Les propositions sont solidement articulées, proposent une dynamique, mais souffrent de toute une série de préjugés et de raccourcis dont les conséquences risquent surtout d'amplifier la crise des socialistes plutôt que de les entraîner dans la voie de la rénovation. Il s'agit d'abord du parti lui-même réduit à la seule fonction de machine électorale. Il s'agit ensuite du basculement dans une hyper-personnalisation des projets et des équipes comme si elle devait être la seule réponse des socialistes à l'hyper-président. Plus encore, elle adopte comme vérité absolue la transformation des institutions imposée par Nicolas Sarkozy alors que l'on pourrait aussi envisager une évolution faisant du président de la République un véritable chef de l'Etat incarnant la dignité de la fonction, l'impartialité de l'Etat et l'arbitrage, et redonnant au gouvernement les moyens de gouverner et au Parlement les moyens de légiférer et de contrôler. Il s'agit aussi de l'illusion de penser que les futurs candidats à ces primaires seraient assez sages pour s'investir dans les idées au détriment de la pose médiatique. Le spectacle actuel du PS en situation de primaires sauvages et permanentes devant l'opinion n'est pas là pour rassurer. Enfin, et c'est peut-être la critique la plus importante à cette proposition de « Primaires populaires », le point de vue de tout ramener aux candidats en déniant au parti la capacité de faire émerger des idées est au mieux naïf au pire cynique. Malins cependant, les auteurs rappellent dans l'extrait cité que le parti peut proposer des idées, mais pas un programme présidentiel.

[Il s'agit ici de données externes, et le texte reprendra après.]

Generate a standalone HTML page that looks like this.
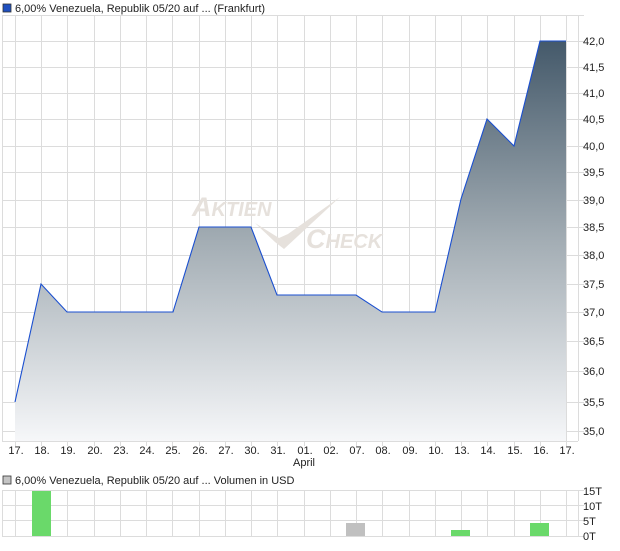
<!DOCTYPE html><html><head><style>body{margin:0;background:#fff;width:620px;height:546px;overflow:hidden;font-family:"Liberation Sans",sans-serif}</style></head><body>
<svg width="620" height="546" xmlns="http://www.w3.org/2000/svg" font-family="Liberation Sans, sans-serif" font-size="11" fill="#222">
<defs><linearGradient id="g" gradientUnits="userSpaceOnUse" x1="0" y1="41" x2="0" y2="441"><stop offset="0" stop-color="#44596a"/><stop offset="0.5" stop-color="#a3adb4"/><stop offset="1" stop-color="#f6f7f9"/></linearGradient></defs>
<rect x="3" y="4" width="8" height="8" fill="#1f4fbf" stroke="#333" stroke-width="0.8"/>
<text x="15" y="12">6,00% Venezuela, Republik 05/20 auf ... (Frankfurt)</text>
<g stroke="#dcdcdc">
<line x1="2.5" y1="15" x2="2.5" y2="441"/><line x1="2" y1="441.5" x2="578" y2="441.5"/><line x1="578.5" y1="15" x2="578.5" y2="441"/>
<line x1="2" y1="15.5" x2="584" y2="15.5"/>
<line x1="2" y1="41.5" x2="584" y2="41.5"/><line x1="2" y1="67.5" x2="584" y2="67.5"/><line x1="2" y1="93.5" x2="584" y2="93.5"/><line x1="2" y1="119.5" x2="584" y2="119.5"/><line x1="2" y1="146.5" x2="584" y2="146.5"/><line x1="2" y1="172.5" x2="584" y2="172.5"/><line x1="2" y1="200.5" x2="584" y2="200.5"/><line x1="2" y1="227.5" x2="584" y2="227.5"/><line x1="2" y1="255.5" x2="584" y2="255.5"/><line x1="2" y1="284.5" x2="584" y2="284.5"/><line x1="2" y1="312.5" x2="584" y2="312.5"/><line x1="2" y1="341.5" x2="584" y2="341.5"/><line x1="2" y1="371.5" x2="584" y2="371.5"/><line x1="2" y1="402.5" x2="584" y2="402.5"/><line x1="2" y1="431.5" x2="584" y2="431.5"/>
<line x1="15.5" y1="15" x2="15.5" y2="446"/><line x1="41.5" y1="15" x2="41.5" y2="446"/><line x1="67.5" y1="15" x2="67.5" y2="446"/><line x1="94.5" y1="15" x2="94.5" y2="446"/><line x1="120.5" y1="15" x2="120.5" y2="446"/><line x1="146.5" y1="15" x2="146.5" y2="446"/><line x1="172.5" y1="15" x2="172.5" y2="446"/><line x1="199.5" y1="15" x2="199.5" y2="446"/><line x1="225.5" y1="15" x2="225.5" y2="446"/><line x1="251.5" y1="15" x2="251.5" y2="446"/><line x1="277.5" y1="15" x2="277.5" y2="446"/><line x1="304.5" y1="15" x2="304.5" y2="446"/><line x1="330.5" y1="15" x2="330.5" y2="446"/><line x1="356.5" y1="15" x2="356.5" y2="446"/><line x1="382.5" y1="15" x2="382.5" y2="446"/><line x1="409.5" y1="15" x2="409.5" y2="446"/><line x1="435.5" y1="15" x2="435.5" y2="446"/><line x1="461.5" y1="15" x2="461.5" y2="446"/><line x1="487.5" y1="15" x2="487.5" y2="446"/><line x1="514.5" y1="15" x2="514.5" y2="446"/><line x1="540.5" y1="15" x2="540.5" y2="446"/><line x1="566.5" y1="15" x2="566.5" y2="446"/>
</g>
<g fill="#e6e1dc" font-style="italic" font-weight="bold">
<text x="192" y="216" font-size="27">A<tspan font-size="20">KTIEN</tspan></text>
<text x="306" y="248" font-size="27">C<tspan font-size="20">HECK</tspan></text>
</g>
<path d="M255,223 L275,242 L284,249 L340,197 L288,234 L279,238 Z" fill="#e6e1dc"/>
<path d="M15,441 L15,402 L41,284 L67,312 L173,312 L199,227 L251,227 L277,295 L356,295 L382,312 L435,312 L461,199 L487,119 L514,146 L540,41 L566,41 L566,441 Z" fill="url(#g)"/>
<path d="M15,402 L41,284 L67,312 L173,312 L199,227 L251,227 L277,295 L356,295 L382,312 L435,312 L461,199 L487,119 L514,146 L540,41 L566,41" fill="none" stroke="#1a4fd0" stroke-width="1.1"/>
<g>
<text x="583" y="45">42,0</text><text x="583" y="71">41,5</text><text x="583" y="97">41,0</text><text x="583" y="123">40,5</text><text x="583" y="150">40,0</text><text x="583" y="176">39,5</text><text x="583" y="204">39,0</text><text x="583" y="231">38,5</text><text x="583" y="259">38,0</text><text x="583" y="288">37,5</text><text x="583" y="316">37,0</text><text x="583" y="345">36,5</text><text x="583" y="375">36,0</text><text x="583" y="406">35,5</text><text x="583" y="435">35,0</text>
</g>
<g text-anchor="middle">
<text x="16" y="454">17.</text><text x="42" y="454">18.</text><text x="68" y="454">19.</text><text x="95" y="454">20.</text><text x="121" y="454">23.</text><text x="147" y="454">24.</text><text x="173" y="454">25.</text><text x="200" y="454">26.</text><text x="226" y="454">27.</text><text x="252" y="454">30.</text><text x="278" y="454">31.</text><text x="305" y="454">01.</text><text x="331" y="454">02.</text><text x="357" y="454">07.</text><text x="383" y="454">08.</text><text x="410" y="454">09.</text><text x="436" y="454">10.</text><text x="462" y="454">13.</text><text x="488" y="454">14.</text><text x="515" y="454">15.</text><text x="541" y="454">16.</text><text x="567" y="454">17.</text>
<text x="304" y="466">April</text>
</g>
<rect x="3" y="476" width="8" height="8" fill="#c4c4c4" stroke="#333" stroke-width="0.8"/>
<text x="15" y="484">6,00% Venezuela, Republik 05/20 auf ... Volumen in USD</text>
<g stroke="#dcdcdc">
<line x1="2" y1="490.5" x2="584" y2="490.5"/><line x1="2" y1="505.5" x2="584" y2="505.5"/><line x1="2" y1="520.5" x2="584" y2="520.5"/><line x1="2" y1="536.5" x2="584" y2="536.5"/>
<line x1="2.5" y1="490" x2="2.5" y2="536"/><line x1="578.5" y1="490" x2="578.5" y2="536"/>
<line x1="15.5" y1="490" x2="15.5" y2="536"/><line x1="41.5" y1="490" x2="41.5" y2="536"/><line x1="67.5" y1="490" x2="67.5" y2="536"/><line x1="94.5" y1="490" x2="94.5" y2="536"/><line x1="120.5" y1="490" x2="120.5" y2="536"/><line x1="146.5" y1="490" x2="146.5" y2="536"/><line x1="172.5" y1="490" x2="172.5" y2="536"/><line x1="199.5" y1="490" x2="199.5" y2="536"/><line x1="225.5" y1="490" x2="225.5" y2="536"/><line x1="251.5" y1="490" x2="251.5" y2="536"/><line x1="277.5" y1="490" x2="277.5" y2="536"/><line x1="304.5" y1="490" x2="304.5" y2="536"/><line x1="330.5" y1="490" x2="330.5" y2="536"/><line x1="356.5" y1="490" x2="356.5" y2="536"/><line x1="382.5" y1="490" x2="382.5" y2="536"/><line x1="409.5" y1="490" x2="409.5" y2="536"/><line x1="435.5" y1="490" x2="435.5" y2="536"/><line x1="461.5" y1="490" x2="461.5" y2="536"/><line x1="487.5" y1="490" x2="487.5" y2="536"/><line x1="514.5" y1="490" x2="514.5" y2="536"/><line x1="540.5" y1="490" x2="540.5" y2="536"/><line x1="566.5" y1="490" x2="566.5" y2="536"/>
</g>
<rect x="32" y="491" width="19" height="45" fill="#6ad96a"/>
<rect x="346" y="523" width="19" height="13" fill="#c0c0c0"/>
<rect x="451" y="530" width="19" height="6" fill="#6ad96a"/>
<rect x="530" y="523" width="19" height="13" fill="#6ad96a"/>
<text x="583" y="495">15T</text><text x="583" y="510">10T</text><text x="583" y="525">5T</text><text x="583" y="540">0T</text>
</svg>
</body></html>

Soyons clairs puisque le rapport ne l'est pas : le problème dont souffre le parti socialiste est celui d'une absence d'identité politique, de références morales, de vision du monde, de sentiment d'appartenance, d'espoir dans l'avenir. Ce n'est pas « un programme présidentiel » qui va réparer ces immenses déficits. Les socialistes dans leur ensemble doivent se redonner un « vivre ensemble » comme on dit, c'est-à-dire une pensée, en dehors de ces questions de présidentielles 2012 qui taraudent les ambitions. C'est la condition absolue pour pouvoir les gagner. Cela passe notamment par une mise au clair de leur histoire et de leur doctrine, un véritable Bad-Godesberg à la française cinquante ans seulement après celui des Allemands. Après cela, on pourrait effectivement réfléchir aux primaires. Encore une fois, redisons l'urgence de penser la réalité du monde pour un parti, des dirigeants et des intellectuels qui leur sont proches et qui aujourd'hui, ne retiennent de la campagne et de la victoire de Barack Obama que le cadre formel (« les primaires ») qui lui a permis de triompher d'Hillary Clinton. Obama, ce sont aussi et d'abord des livres, des discours, une compréhension de l'histoire américaine, du droit et de la citoyenneté, du monde et des siens, des pouvoirs et de l'opposition. C'est cela qui l'a fait gagner. On attend toujours les socialistes sur ce terrain-là **, et pas sur celui-ci du vertige technocratique. Pour le moment, l'initiative à gauche appartient surtout aux Verts, en témoigne la réponse de Cécile Duflot à Arnaud Montebourg, ici sur ce site (http://www.mediapart.frhttp://blogs.mediapart.fr/edition/les-invites-de-mediapart/article/230609/lettre-d-une-ecologiste-pour-construire-l-espoi)

Vincent Duclert

* Cité par Libération, 24 juin 2009.

** Martine Aubry, toujours citée par le quotidien, prend l'exemple de François Mitterrand en expliquant : « c'est un énorme travail intellectuel qui a amené Mitterrand à Epinay ». Décidément, l'absence de distance critique à l'égard de l'ancien président est confondante. On pourrait s'attendre quand même à ce qu'on rappelle que cet « énorme travail intellectuel » est surtout l'héritage du mendésisme qui a permis aux socialistes français de partir en ordre de bataille avec une doctrine adaptée au monde moderne. Mais comme cet héritage n'a jamais été assumé, aujourd'hui la référence sans distance à François Mitterrand ne fait qu'accroître la crise. Je reviendrai bientôt sur le mendésisme, et je ne manquerai pas d 'ici quelques jours de répondre aux judicieuses remarques des lecteurs postées à la suite de mon billet « Petits matins au PS ».